** START Data shown **

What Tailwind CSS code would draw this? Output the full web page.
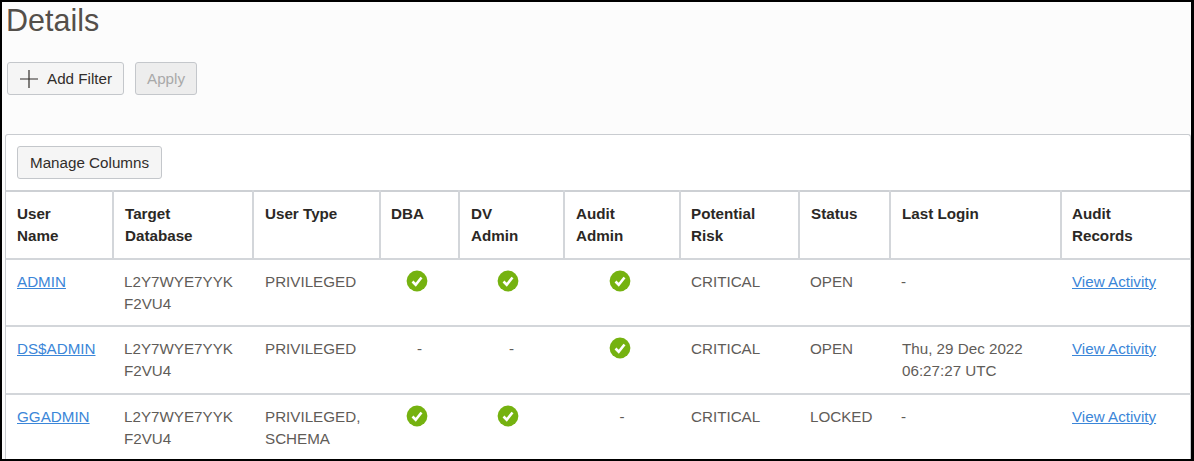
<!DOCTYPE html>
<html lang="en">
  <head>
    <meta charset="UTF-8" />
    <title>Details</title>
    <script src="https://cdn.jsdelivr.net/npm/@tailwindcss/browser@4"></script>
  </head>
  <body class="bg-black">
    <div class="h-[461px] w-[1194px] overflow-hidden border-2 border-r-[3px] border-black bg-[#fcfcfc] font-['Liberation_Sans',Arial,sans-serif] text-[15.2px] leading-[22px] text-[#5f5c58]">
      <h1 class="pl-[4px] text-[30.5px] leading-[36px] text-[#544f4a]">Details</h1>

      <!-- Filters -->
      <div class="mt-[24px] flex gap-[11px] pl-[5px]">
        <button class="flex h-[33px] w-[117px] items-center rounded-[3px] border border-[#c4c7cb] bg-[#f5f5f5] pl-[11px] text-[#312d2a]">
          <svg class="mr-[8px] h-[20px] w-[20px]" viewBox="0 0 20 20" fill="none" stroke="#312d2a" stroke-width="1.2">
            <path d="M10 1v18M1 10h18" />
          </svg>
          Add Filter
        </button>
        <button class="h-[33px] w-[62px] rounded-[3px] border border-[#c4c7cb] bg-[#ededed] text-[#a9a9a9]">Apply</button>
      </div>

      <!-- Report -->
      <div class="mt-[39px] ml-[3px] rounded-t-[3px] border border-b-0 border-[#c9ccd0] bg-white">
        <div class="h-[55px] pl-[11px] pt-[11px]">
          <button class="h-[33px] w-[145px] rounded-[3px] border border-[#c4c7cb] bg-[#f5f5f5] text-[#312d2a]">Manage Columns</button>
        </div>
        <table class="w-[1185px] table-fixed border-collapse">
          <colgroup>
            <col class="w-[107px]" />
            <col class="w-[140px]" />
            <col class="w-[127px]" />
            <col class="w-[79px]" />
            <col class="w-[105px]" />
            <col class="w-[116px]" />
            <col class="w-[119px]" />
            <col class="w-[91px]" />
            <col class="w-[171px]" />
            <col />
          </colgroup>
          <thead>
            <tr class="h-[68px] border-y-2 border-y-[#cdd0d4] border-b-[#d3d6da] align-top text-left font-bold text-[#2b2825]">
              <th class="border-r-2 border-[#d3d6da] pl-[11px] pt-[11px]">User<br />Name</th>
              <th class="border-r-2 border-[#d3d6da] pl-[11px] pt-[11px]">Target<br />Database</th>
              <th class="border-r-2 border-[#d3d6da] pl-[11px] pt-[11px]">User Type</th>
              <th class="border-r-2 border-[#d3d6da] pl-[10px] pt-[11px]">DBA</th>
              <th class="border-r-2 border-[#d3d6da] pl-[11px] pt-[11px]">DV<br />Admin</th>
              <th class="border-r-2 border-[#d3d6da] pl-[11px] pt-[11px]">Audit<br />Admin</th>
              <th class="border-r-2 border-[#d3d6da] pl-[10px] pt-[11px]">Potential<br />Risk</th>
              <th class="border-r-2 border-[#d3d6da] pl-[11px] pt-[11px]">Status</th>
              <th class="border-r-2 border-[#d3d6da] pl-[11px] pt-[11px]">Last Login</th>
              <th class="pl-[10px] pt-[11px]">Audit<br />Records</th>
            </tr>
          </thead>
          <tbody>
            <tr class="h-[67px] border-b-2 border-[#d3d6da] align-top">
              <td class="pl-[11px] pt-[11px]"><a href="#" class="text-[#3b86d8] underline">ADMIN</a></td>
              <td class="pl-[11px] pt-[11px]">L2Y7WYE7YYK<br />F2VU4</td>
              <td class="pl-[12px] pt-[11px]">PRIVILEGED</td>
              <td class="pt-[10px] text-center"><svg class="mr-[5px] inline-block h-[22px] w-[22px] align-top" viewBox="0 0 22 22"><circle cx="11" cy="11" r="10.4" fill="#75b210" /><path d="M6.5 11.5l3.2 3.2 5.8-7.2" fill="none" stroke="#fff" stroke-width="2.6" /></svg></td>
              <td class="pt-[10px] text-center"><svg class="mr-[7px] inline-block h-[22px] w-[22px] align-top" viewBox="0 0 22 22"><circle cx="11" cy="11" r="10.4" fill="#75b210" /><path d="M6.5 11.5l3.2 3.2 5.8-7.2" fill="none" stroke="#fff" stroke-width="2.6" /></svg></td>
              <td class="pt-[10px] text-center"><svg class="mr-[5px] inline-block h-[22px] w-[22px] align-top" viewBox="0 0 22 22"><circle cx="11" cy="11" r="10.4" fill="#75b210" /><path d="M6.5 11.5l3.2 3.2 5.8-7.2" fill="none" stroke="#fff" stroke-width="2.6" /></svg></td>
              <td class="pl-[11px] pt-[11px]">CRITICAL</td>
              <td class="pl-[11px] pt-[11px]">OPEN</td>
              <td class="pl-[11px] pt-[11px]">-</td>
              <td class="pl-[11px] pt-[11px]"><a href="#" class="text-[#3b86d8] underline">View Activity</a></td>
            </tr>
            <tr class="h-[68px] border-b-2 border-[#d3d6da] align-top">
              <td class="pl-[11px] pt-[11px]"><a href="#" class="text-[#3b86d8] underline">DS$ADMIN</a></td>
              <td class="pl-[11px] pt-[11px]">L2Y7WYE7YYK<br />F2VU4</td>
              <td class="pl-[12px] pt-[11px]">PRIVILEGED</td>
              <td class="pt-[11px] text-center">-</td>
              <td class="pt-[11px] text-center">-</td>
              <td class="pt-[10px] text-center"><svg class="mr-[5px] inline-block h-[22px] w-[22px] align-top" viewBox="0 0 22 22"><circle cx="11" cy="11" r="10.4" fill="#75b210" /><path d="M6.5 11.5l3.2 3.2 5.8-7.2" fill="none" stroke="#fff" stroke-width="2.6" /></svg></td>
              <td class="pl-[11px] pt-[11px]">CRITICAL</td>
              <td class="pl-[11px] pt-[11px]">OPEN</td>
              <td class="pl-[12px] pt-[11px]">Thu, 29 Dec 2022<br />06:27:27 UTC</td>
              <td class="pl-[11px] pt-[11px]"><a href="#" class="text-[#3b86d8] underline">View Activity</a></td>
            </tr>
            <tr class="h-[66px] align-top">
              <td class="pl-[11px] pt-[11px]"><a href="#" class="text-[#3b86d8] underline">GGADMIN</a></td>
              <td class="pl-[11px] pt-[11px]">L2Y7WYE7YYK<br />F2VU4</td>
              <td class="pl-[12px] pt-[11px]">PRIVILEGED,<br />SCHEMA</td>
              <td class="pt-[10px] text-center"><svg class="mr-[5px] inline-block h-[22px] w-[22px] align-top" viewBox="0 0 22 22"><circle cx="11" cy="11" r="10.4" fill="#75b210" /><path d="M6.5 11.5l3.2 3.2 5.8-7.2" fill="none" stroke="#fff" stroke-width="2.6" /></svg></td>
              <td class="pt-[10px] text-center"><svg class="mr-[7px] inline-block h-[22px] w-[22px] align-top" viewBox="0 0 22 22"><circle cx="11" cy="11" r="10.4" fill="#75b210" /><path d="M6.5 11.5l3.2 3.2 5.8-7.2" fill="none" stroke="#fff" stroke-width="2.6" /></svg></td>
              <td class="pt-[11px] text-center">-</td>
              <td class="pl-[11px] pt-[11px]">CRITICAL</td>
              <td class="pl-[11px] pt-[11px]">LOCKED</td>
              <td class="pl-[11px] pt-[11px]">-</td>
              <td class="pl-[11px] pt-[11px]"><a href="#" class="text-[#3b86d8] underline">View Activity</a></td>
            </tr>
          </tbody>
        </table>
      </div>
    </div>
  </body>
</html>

** END Data shown **

> Short task:
Write out each line of the data exactly; the images should be left out.

> Correct output:
What Tailwind CSS code would draw this? Output the full web page.
<!DOCTYPE html>
<html lang="en">
  <head>
    <meta charset="UTF-8" />
    <title>Details</title>
    <script src="https://cdn.jsdelivr.net/npm/@tailwindcss/browser@4"></script>
  </head>
  <body class="bg-black">
    <div class="h-[461px] w-[1194px] overflow-hidden border-2 border-r-[3px] border-black bg-[#fcfcfc] font-['Liberation_Sans',Arial,sans-serif] text-[15.2px] leading-[22px] text-[#5f5c58]">
      <h1 class="pl-[4px] text-[30.5px] leading-[36px] text-[#544f4a]">Details</h1>

      <!-- Filters -->
      <div class="mt-[24px] flex gap-[11px] pl-[5px]">
        <button class="flex h-[33px] w-[117px] items-center rounded-[3px] border border-[#c4c7cb] bg-[#f5f5f5] pl-[11px] text-[#312d2a]">
          <svg class="mr-[8px] h-[20px] w-[20px]" viewBox="0 0 20 20" fill="none" stroke="#312d2a" stroke-width="1.2">
            <path d="M10 1v18M1 10h18" />
          </svg>
          Add Filter
        </button>
        <button class="h-[33px] w-[62px] rounded-[3px] border border-[#c4c7cb] bg-[#ededed] text-[#a9a9a9]">Apply</button>
      </div>

      <!-- Report -->
      <div class="mt-[39px] ml-[3px] rounded-t-[3px] border border-b-0 border-[#c9ccd0] bg-white">
        <div class="h-[55px] pl-[11px] pt-[11px]">
          <button class="h-[33px] w-[145px] rounded-[3px] border border-[#c4c7cb] bg-[#f5f5f5] text-[#312d2a]">Manage Columns</button>
        </div>
        <table class="w-[1185px] table-fixed border-collapse">
          <colgroup>
            <col class="w-[107px]" />
            <col class="w-[140px]" />
            <col class="w-[127px]" />
            <col class="w-[79px]" />
            <col class="w-[105px]" />
            <col class="w-[116px]" />
            <col class="w-[119px]" />
            <col class="w-[91px]" />
            <col class="w-[171px]" />
            <col />
          </colgroup>
          <thead>
            <tr class="h-[68px] border-y-2 border-y-[#cdd0d4] border-b-[#d3d6da] align-top text-left font-bold text-[#2b2825]">
              <th class="border-r-2 border-[#d3d6da] pl-[11px] pt-[11px]">User<br />Name</th>
              <th class="border-r-2 border-[#d3d6da] pl-[11px] pt-[11px]">Target<br />Database</th>
              <th class="border-r-2 border-[#d3d6da] pl-[11px] pt-[11px]">User Type</th>
              <th class="border-r-2 border-[#d3d6da] pl-[10px] pt-[11px]">DBA</th>
              <th class="border-r-2 border-[#d3d6da] pl-[11px] pt-[11px]">DV<br />Admin</th>
              <th class="border-r-2 border-[#d3d6da] pl-[11px] pt-[11px]">Audit<br />Admin</th>
              <th class="border-r-2 border-[#d3d6da] pl-[10px] pt-[11px]">Potential<br />Risk</th>
              <th class="border-r-2 border-[#d3d6da] pl-[11px] pt-[11px]">Status</th>
              <th class="border-r-2 border-[#d3d6da] pl-[11px] pt-[11px]">Last Login</th>
              <th class="pl-[10px] pt-[11px]">Audit<br />Records</th>
            </tr>
          </thead>
          <tbody>
            <tr class="h-[67px] border-b-2 border-[#d3d6da] align-top">
              <td class="pl-[11px] pt-[11px]"><a href="#" class="text-[#3b86d8] underline">ADMIN</a></td>
              <td class="pl-[11px] pt-[11px]">L2Y7WYE7YYK<br />F2VU4</td>
              <td class="pl-[12px] pt-[11px]">PRIVILEGED</td>
              <td class="pt-[10px] text-center"><svg class="mr-[5px] inline-block h-[22px] w-[22px] align-top" viewBox="0 0 22 22"><circle cx="11" cy="11" r="10.4" fill="#75b210" /><path d="M6.5 11.5l3.2 3.2 5.8-7.2" fill="none" stroke="#fff" stroke-width="2.6" /></svg></td>
              <td class="pt-[10px] text-center"><svg class="mr-[7px] inline-block h-[22px] w-[22px] align-top" viewBox="0 0 22 22"><circle cx="11" cy="11" r="10.4" fill="#75b210" /><path d="M6.5 11.5l3.2 3.2 5.8-7.2" fill="none" stroke="#fff" stroke-width="2.6" /></svg></td>
              <td class="pt-[10px] text-center"><svg class="mr-[5px] inline-block h-[22px] w-[22px] align-top" viewBox="0 0 22 22"><circle cx="11" cy="11" r="10.4" fill="#75b210" /><path d="M6.5 11.5l3.2 3.2 5.8-7.2" fill="none" stroke="#fff" stroke-width="2.6" /></svg></td>
              <td class="pl-[11px] pt-[11px]">CRITICAL</td>
              <td class="pl-[11px] pt-[11px]">OPEN</td>
              <td class="pl-[11px] pt-[11px]">-</td>
              <td class="pl-[11px] pt-[11px]"><a href="#" class="text-[#3b86d8] underline">View Activity</a></td>
            </tr>
            <tr class="h-[68px] border-b-2 border-[#d3d6da] align-top">
              <td class="pl-[11px] pt-[11px]"><a href="#" class="text-[#3b86d8] underline">DS$ADMIN</a></td>
              <td class="pl-[11px] pt-[11px]">L2Y7WYE7YYK<br />F2VU4</td>
              <td class="pl-[12px] pt-[11px]">PRIVILEGED</td>
              <td class="pt-[11px] text-center">-</td>
              <td class="pt-[11px] text-center">-</td>
              <td class="pt-[10px] text-center"><svg class="mr-[5px] inline-block h-[22px] w-[22px] align-top" viewBox="0 0 22 22"><circle cx="11" cy="11" r="10.4" fill="#75b210" /><path d="M6.5 11.5l3.2 3.2 5.8-7.2" fill="none" stroke="#fff" stroke-width="2.6" /></svg></td>
              <td class="pl-[11px] pt-[11px]">CRITICAL</td>
              <td class="pl-[11px] pt-[11px]">OPEN</td>
              <td class="pl-[12px] pt-[11px]">Thu, 29 Dec 2022<br />06:27:27 UTC</td>
              <td class="pl-[11px] pt-[11px]"><a href="#" class="text-[#3b86d8] underline">View Activity</a></td>
            </tr>
            <tr class="h-[66px] align-top">
              <td class="pl-[11px] pt-[11px]"><a href="#" class="text-[#3b86d8] underline">GGADMIN</a></td>
              <td class="pl-[11px] pt-[11px]">L2Y7WYE7YYK<br />F2VU4</td>
              <td class="pl-[12px] pt-[11px]">PRIVILEGED,<br />SCHEMA</td>
              <td class="pt-[10px] text-center"><svg class="mr-[5px] inline-block h-[22px] w-[22px] align-top" viewBox="0 0 22 22"><circle cx="11" cy="11" r="10.4" fill="#75b210" /><path d="M6.5 11.5l3.2 3.2 5.8-7.2" fill="none" stroke="#fff" stroke-width="2.6" /></svg></td>
              <td class="pt-[10px] text-center"><svg class="mr-[7px] inline-block h-[22px] w-[22px] align-top" viewBox="0 0 22 22"><circle cx="11" cy="11" r="10.4" fill="#75b210" /><path d="M6.5 11.5l3.2 3.2 5.8-7.2" fill="none" stroke="#fff" stroke-width="2.6" /></svg></td>
              <td class="pt-[11px] text-center">-</td>
              <td class="pl-[11px] pt-[11px]">CRITICAL</td>
              <td class="pl-[11px] pt-[11px]">LOCKED</td>
              <td class="pl-[11px] pt-[11px]">-</td>
              <td class="pl-[11px] pt-[11px]"><a href="#" class="text-[#3b86d8] underline">View Activity</a></td>
            </tr>
          </tbody>
        </table>
      </div>
    </div>
  </body>
</html>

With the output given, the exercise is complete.